At first the Carthaginian levies put up a gallant and stubborn fight but the weight of the Roman advance slowly forced their central formations to the flanks, exposing Hannibal's last battle formation.
This did not easily panic Hannibal for he knew the men comprising his last line were no doubt among the best troops in the world and that when the Romans did finally engage them, they would be tired and exhausted.
The gap in the Carthaginian second line was now wide enough for Hannibal to launch his veterans on the exposed Roman center, but as they advanced towards their foe, Scipio's cavalry suddenly returned to the battlefield and began attacking them from the rear.
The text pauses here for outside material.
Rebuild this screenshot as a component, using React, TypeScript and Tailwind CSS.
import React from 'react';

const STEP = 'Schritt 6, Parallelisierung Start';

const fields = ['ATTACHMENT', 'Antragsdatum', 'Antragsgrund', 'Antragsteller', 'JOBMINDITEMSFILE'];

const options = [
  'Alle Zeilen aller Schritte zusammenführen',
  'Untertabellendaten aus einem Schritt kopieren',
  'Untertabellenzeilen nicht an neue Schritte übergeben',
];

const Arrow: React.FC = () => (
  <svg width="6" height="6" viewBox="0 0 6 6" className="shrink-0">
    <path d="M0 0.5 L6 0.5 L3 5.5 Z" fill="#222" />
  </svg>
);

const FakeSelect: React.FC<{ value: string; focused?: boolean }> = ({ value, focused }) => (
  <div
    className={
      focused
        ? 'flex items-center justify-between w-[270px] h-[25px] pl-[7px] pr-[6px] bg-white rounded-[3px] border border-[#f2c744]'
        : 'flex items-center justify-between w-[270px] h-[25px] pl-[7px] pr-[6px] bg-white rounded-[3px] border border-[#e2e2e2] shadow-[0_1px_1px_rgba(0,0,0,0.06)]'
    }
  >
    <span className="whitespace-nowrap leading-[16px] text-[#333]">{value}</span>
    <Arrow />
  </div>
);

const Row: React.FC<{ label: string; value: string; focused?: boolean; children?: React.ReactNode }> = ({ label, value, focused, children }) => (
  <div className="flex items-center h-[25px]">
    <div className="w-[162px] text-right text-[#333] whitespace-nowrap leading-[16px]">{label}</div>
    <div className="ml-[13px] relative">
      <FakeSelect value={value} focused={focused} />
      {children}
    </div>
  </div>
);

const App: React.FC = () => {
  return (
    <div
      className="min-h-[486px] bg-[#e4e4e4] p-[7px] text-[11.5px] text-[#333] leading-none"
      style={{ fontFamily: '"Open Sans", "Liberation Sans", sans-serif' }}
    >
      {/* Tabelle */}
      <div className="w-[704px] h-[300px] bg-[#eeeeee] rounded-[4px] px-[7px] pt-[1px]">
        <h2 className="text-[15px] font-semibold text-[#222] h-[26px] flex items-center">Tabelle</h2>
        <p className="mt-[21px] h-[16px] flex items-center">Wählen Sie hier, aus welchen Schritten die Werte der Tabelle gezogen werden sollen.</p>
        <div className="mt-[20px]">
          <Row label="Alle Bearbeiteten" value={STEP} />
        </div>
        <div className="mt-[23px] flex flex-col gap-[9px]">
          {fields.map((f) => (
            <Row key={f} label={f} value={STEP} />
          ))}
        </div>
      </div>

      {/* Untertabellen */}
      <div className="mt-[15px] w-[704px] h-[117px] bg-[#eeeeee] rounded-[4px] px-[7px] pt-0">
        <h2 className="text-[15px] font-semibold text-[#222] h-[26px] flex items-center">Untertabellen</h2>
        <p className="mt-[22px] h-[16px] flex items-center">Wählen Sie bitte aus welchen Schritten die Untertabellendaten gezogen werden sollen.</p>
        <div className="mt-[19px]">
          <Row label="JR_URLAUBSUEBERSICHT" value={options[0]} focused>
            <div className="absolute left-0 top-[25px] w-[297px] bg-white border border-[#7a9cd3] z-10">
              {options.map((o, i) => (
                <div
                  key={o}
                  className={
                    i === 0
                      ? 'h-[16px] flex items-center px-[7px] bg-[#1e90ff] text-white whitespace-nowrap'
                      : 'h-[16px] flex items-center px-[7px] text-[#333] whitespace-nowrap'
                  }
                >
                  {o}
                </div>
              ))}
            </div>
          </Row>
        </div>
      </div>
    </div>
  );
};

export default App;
Caught completely by surprise Hannibal's men suffered immense casualties as lances, swords and arrows struck down the unsuspecting foot soldiers. It was at this critical moment that the Carthaginian levies in the second line were completely pushed aside exposing Hannibal's last formation to Scipio's legionnaires.
Now within clear view of their foe, the Roman infantry hurled their javelins into the ranks of Hannibal's infantry dropping hundreds with each volley. Pinned between the legions and the Roman cavalry, Hannibal's decimated ranks lost heart and the Carthaginian army began to collapse. As men dropped their weapons and ran for their lives, Hannibal's veterans resisted to the very last.
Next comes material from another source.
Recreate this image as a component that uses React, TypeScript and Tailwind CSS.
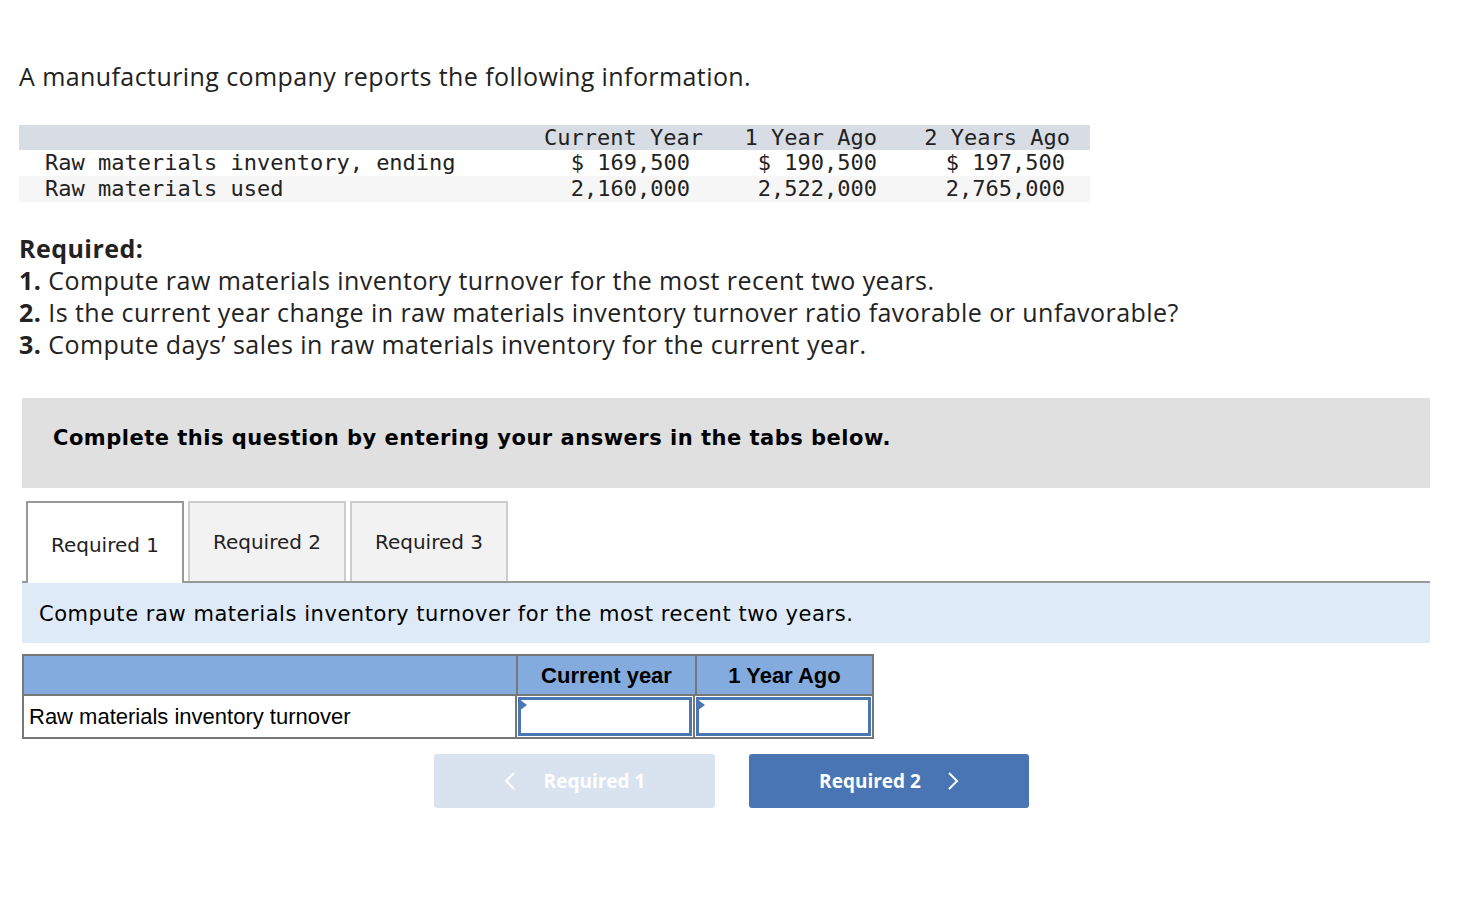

This valiant effort enabled Hannibal to escape capture and return to Carthage where his efforts to rally support and raise a new army fell on deaf ears. The Punic wars had bled Carthage white, she had no more men nor resources to continue the war against Rome.
Carthaginian losses at Zama numbered 20,000 dead and 10,000 taken prisoner in comparison to 1,500 Roman casualties. With this final Carthaginian defeat Rome now controlled the vast western Mediterranean sea and possessed the keys to empire.
Hannibal was now forced to flee Carthage were his attempts to rally support from other kingdoms ended in failure. The Romans would continue to mercilessly pursue Hannibal throughout Africa and Asia until they finally caught up with him in 183 BC. Unable to bring himself to surrender to his most hated enemy, the great General choose suicide rather than surrender.